Give nothing except the number of lines containing the word "with".

────────────────

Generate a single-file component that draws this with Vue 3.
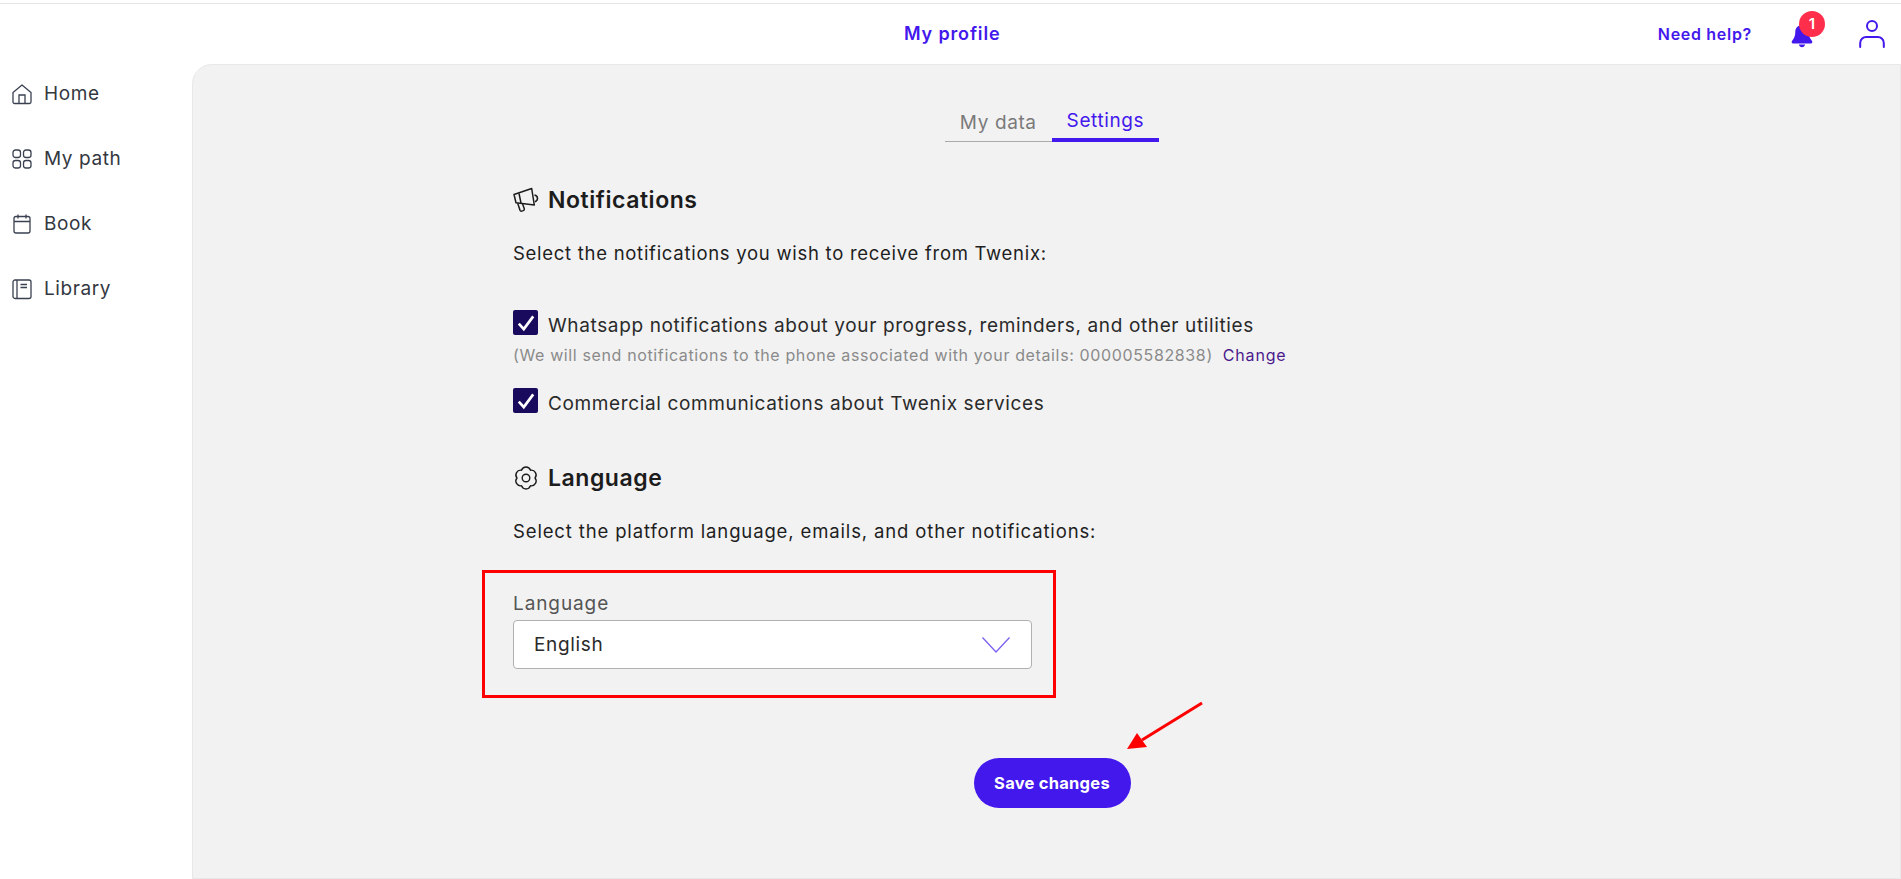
<script setup>
import { ref } from 'vue'

const navItems = [
  { label: 'Home', icon: 'home' },
  { label: 'My path', icon: 'grid' },
  { label: 'Book', icon: 'calendar' },
  { label: 'Library', icon: 'book' }
]

const whatsapp = ref(true)
const commercial = ref(true)
</script>

<template>
  <div class="page">
    <header class="topbar">
      <div class="topbar-title">My profile</div>
      <div class="topbar-actions">
        <a class="help">Need help?</a>
        <span class="bell">
          <svg width="24" height="24" viewBox="0 0 24 24" fill="#4318ec">
            <path d="M12 1C8 1 5.300 4 5.300 8c0 4-1.200 6.500-3.300 9-.8 1-.2 2.400 1 2.400h18c1.200 0 1.800-1.400 1-2.400-2.100-2.500-3.300-5-3.300-9C18.700 4 16 1 12 1z" />
            <path d="M8.800 20.500h6.400c-.4 1.600-1.700 2.700-3.200 2.700s-2.800-1.100-3.200-2.700z" />
          </svg>
          <span class="badge">1</span>
        </span>
        <svg class="user" width="28" height="30" viewBox="0 0 28 30" fill="none" stroke="#4318ec" stroke-width="2">
          <circle cx="14" cy="7" r="5" />
          <path d="M2.200 28v-4a6 6 0 0 1 6-6h11.600a6 6 0 0 1 6 6v4" stroke-linecap="round" />
        </svg>
      </div>
    </header>

    <div class="body">
      <nav class="sidebar">
        <a v-for="item in navItems" :key="item.label" class="nav-item">
          <svg width="22" height="22" viewBox="0 0 22 22" fill="none" stroke="#3a4150" stroke-width="1.300">
            <template v-if="item.icon === 'home'">
              <path d="M2 9.500 11 2l9 7.500V19a1.500 1.500 0 0 1-1.500 1.500h-15A1.500 1.500 0 0 1 2 19z" stroke-linejoin="round" />
              <path d="M8 20.500V12h6v8.500" />
            </template>
            <template v-else-if="item.icon === 'grid'">
              <rect x="2" y="2" width="7.500" height="7.500" rx="2.500" />
              <rect x="12.500" y="2" width="7.500" height="7.500" rx="2.500" />
              <rect x="2" y="12.500" width="7.500" height="7.500" rx="2.500" />
              <rect x="12.500" y="12.500" width="7.500" height="7.500" rx="2.500" />
            </template>
            <template v-else-if="item.icon === 'calendar'">
              <rect x="3" y="3.500" width="16" height="16.500" rx="2" />
              <path d="M3 8.500h16M7 1.500v4M15 1.500v4" />
            </template>
            <template v-else>
              <rect x="2" y="2" width="18" height="18.500" rx="2" />
              <path d="M6 2v18.500M9.500 6.500h6.500M9.500 9.500h6.500" />
            </template>
          </svg>
          <span>{{ item.label }}</span>
        </a>
      </nav>

      <main class="panel">
        <div class="content">
          <div class="tabs">
            <button class="tab">My data</button>
            <button class="tab active">Settings</button>
          </div>

          <section class="section-notif">
            <h2 class="heading">
              <svg width="26" height="26" viewBox="0 0 26 26" fill="none" stroke="#1c1c1c" stroke-width="1.500" stroke-linejoin="round">
                <path d="M1 7.500 18.700 1.500 21.300 18 3 15.700z" />
                <path d="M6 6.300 8 16" />
                <path d="M21.500 8c2 .5 3 1.600 3 3.200s-1 2.900-2.500 3.500" />
                <path d="M4.700 16.300 7 23.200c.3.800 1 1.100 1.800.9l1.500-.5c.8-.3 1.200-1 1-1.800L9.600 17" />
              </svg>
              Notifications
            </h2>
            <p class="lead">Select the notifications you wish to receive from Twenix:</p>

            <label class="check-row first">
              <input v-model="whatsapp" type="checkbox" class="native" />
              <span class="box">
                <svg width="20" height="20" viewBox="0 0 18 18" fill="none" stroke="#fff" stroke-width="2.400"><path d="M2.500 9.500 7 14.500 15.500 3" /></svg>
              </span>
              <span class="check-text">Whatsapp notifications about your progress, reminders, and other utilities</span>
            </label>
            <p class="hint">(We will send notifications to the phone associated with your details: 000005582838)<a class="change">Change</a></p>

            <label class="check-row">
              <input v-model="commercial" type="checkbox" class="native" />
              <span class="box">
                <svg width="20" height="20" viewBox="0 0 18 18" fill="none" stroke="#fff" stroke-width="2.400"><path d="M2.500 9.500 7 14.500 15.500 3" /></svg>
              </span>
              <span class="check-text">Commercial communications about Twenix services</span>
            </label>
          </section>

          <section class="section-lang">
            <h2 class="heading">
              <svg width="26" height="26" viewBox="0 0 26 26" fill="none" stroke="#1c1c1c" stroke-width="1.400" stroke-linejoin="round">
                <path d="M8.500 5.200A4.800 4.800 0 0 1 17.500 5.200 4.800 4.800 0 0 1 22 13 4.800 4.800 0 0 1 17.500 20.800 4.800 4.800 0 0 1 8.500 20.800 4.800 4.800 0 0 1 4 13 4.800 4.800 0 0 1 8.500 5.200z" />
                <circle cx="13" cy="13" r="3.800" />
              </svg>
              Language
            </h2>
            <p class="lead wide">Select the platform language, emails, and other notifications:</p>

            <div class="field">
              <label class="field-label">Language</label>
              <div class="select">
                <span>English</span>
                <svg width="30" height="18" viewBox="0 0 30 18" fill="none" stroke="#7b61f0" stroke-width="1.300"><path d="M1.500 1.500 15 16 28.500 1.500" /></svg>
              </div>
            </div>
          </section>

          <div class="actions">
            <button class="save">Save changes</button>
          </div>
        </div>

        <!-- annotations added on the screenshot -->
        <div class="mark-box"></div>
        <svg class="mark-arrow" width="90" height="60" viewBox="0 0 90 60">
          <path d="M82 8 22 45" stroke="#f00" stroke-width="3" fill="none" />
          <path d="M7 54 17 38 27 52z" fill="#f00" />
        </svg>
      </main>
    </div>
  </div>
</template>

<style>
html, body {
  margin: 0;
  background: #fff;
}
</style>

<style scoped>
.page {
  height: 879px;
  overflow: hidden;
  display: flex;
  flex-direction: column;
  font-family: Inter, "Open Sans", sans-serif;
  color: #1e1e1e;
  padding-top: 3px;
  box-sizing: border-box;
}

.topbar {
  height: 61px;
  flex-shrink: 0;
  position: relative;
  display: flex;
  align-items: center;
  justify-content: flex-end;
  border-top: 1px solid #e4e4e4;
  box-sizing: border-box;
}

.topbar-title {
  position: absolute;
  left: 904px;
  top: 19px;
  color: #4318ec;
  font-size: 18px;
  font-weight: 600;
  letter-spacing: 0.85px;
}

.topbar-actions {
  display: flex;
  align-items: center;
  margin-right: 15px;
}

.help {
  color: #4318ec;
  font-size: 16px;
  font-weight: 600;
  letter-spacing: 0.7px;
  margin-right: 38px;
}

.bell {
  position: relative;
  display: block;
  width: 24px;
  height: 24px;
  margin-top: 4px;
  margin-right: 44px;
}

.bell svg {
  display: block;
}

.badge {
  position: absolute;
  left: 9px;
  top: -13px;
  width: 26px;
  height: 26px;
  border-radius: 50%;
  background: #ff2e4a;
  color: #fff;
  font-size: 15px;
  font-weight: 600;
  text-align: center;
  line-height: 26px;
}

.body {
  flex: 1;
  display: flex;
  min-height: 0;
}

.sidebar {
  width: 192px;
  flex-shrink: 0;
  margin-top: -3px;
}

.nav-item {
  display: flex;
  align-items: center;
  gap: 11px;
  height: 65px;
  padding-left: 11px;
  font-size: 19px;
  letter-spacing: 0.6px;
  color: #33383f;
}

.panel {
  flex: 1;
  position: relative;
  background: #f2f2f2;
  border: 1px solid #e8e8e8;
  border-radius: 20px 0 0 0;
  padding-left: 320px;
  box-sizing: border-box;
}

.content {
  width: 1078px;
}

.tabs {
  display: flex;
  justify-content: center;
  padding-top: 40px;
}

.tab {
  background: none;
  border: none;
  border-bottom: 1px solid #aaa;
  padding: 0 15px 2px;
  height: 37px;
  font-family: inherit;
  font-size: 19px;
  letter-spacing: 0.6px;
  color: #7a7a7a;
}

.tab.active {
  color: #4318ec;
  border-bottom: 4px solid #4318ec;
}

.heading {
  display: flex;
  align-items: center;
  gap: 9px;
  margin: 0;
  height: 28px;
  font-size: 23px;
  font-weight: 600;
  letter-spacing: 0.55px;
  color: #1c1c1c;
}

.section-notif {
  margin-top: 44px;
}

.section-lang {
  margin-top: 49px;
}

.lead {
  margin: 28px 0 0;
  font-size: 18.500px;
  line-height: 22px;
  letter-spacing: 0.72px;
  color: #1e1e1e;
  font-weight: 400;
}

.lead.wide {
  letter-spacing: 0.86px;
}

.check-row {
  display: flex;
  align-items: flex-start;
  gap: 10px;
  position: relative;
  margin-top: 23px;
}

.check-row.first {
  margin-top: 46px;
}

.check-text {
  margin-top: 4px;
  font-size: 19px;
  line-height: 23px;
  letter-spacing: 0.63px;
  color: #2a2a2a;
}

.native {
  position: absolute;
  opacity: 0;
  width: 0;
  height: 0;
}

.box {
  width: 25px;
  height: 25px;
  border-radius: 2px;
  background: #1a0a5e;
  display: flex;
  align-items: center;
  justify-content: center;
  flex-shrink: 0;
}

.hint {
  margin: 9px 0 0;
  font-size: 16px;
  line-height: 19px;
  letter-spacing: 0.63px;
  color: #8a8a8a;
  white-space: nowrap;
}

.change {
  margin-left: 10px;
  color: #4b1a8c;
  letter-spacing: 0.8px;
}

.field {
  width: 519px;
  margin-top: 50px;
}

.field-label {
  display: block;
  font-size: 19px;
  line-height: 23px;
  letter-spacing: 0.9px;
  color: #555;
  margin-bottom: 5px;
}

.select {
  height: 49px;
  box-sizing: border-box;
  background: #fff;
  border: 1px solid #b0b0b0;
  border-radius: 4px;
  display: flex;
  align-items: center;
  justify-content: space-between;
  padding: 0 20px;
  font-size: 19px;
  letter-spacing: 0.65px;
  color: #2a2a2a;
}

.actions {
  display: flex;
  justify-content: center;
  margin-top: 89px;
}

.save {
  width: 157px;
  height: 50px;
  border: none;
  border-radius: 25px;
  background: #4318ec;
  color: #fff;
  font-family: inherit;
  font-size: 16.500px;
  font-weight: 700;
  letter-spacing: 0.25px;
}

.mark-box {
  position: absolute;
  left: 289px;
  top: 505px;
  width: 574px;
  height: 128px;
  box-sizing: border-box;
  border: 3px solid #f00;
}

.mark-arrow {
  position: absolute;
  left: 927px;
  top: 630px;
}
</style>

────────────────

# Written answer
2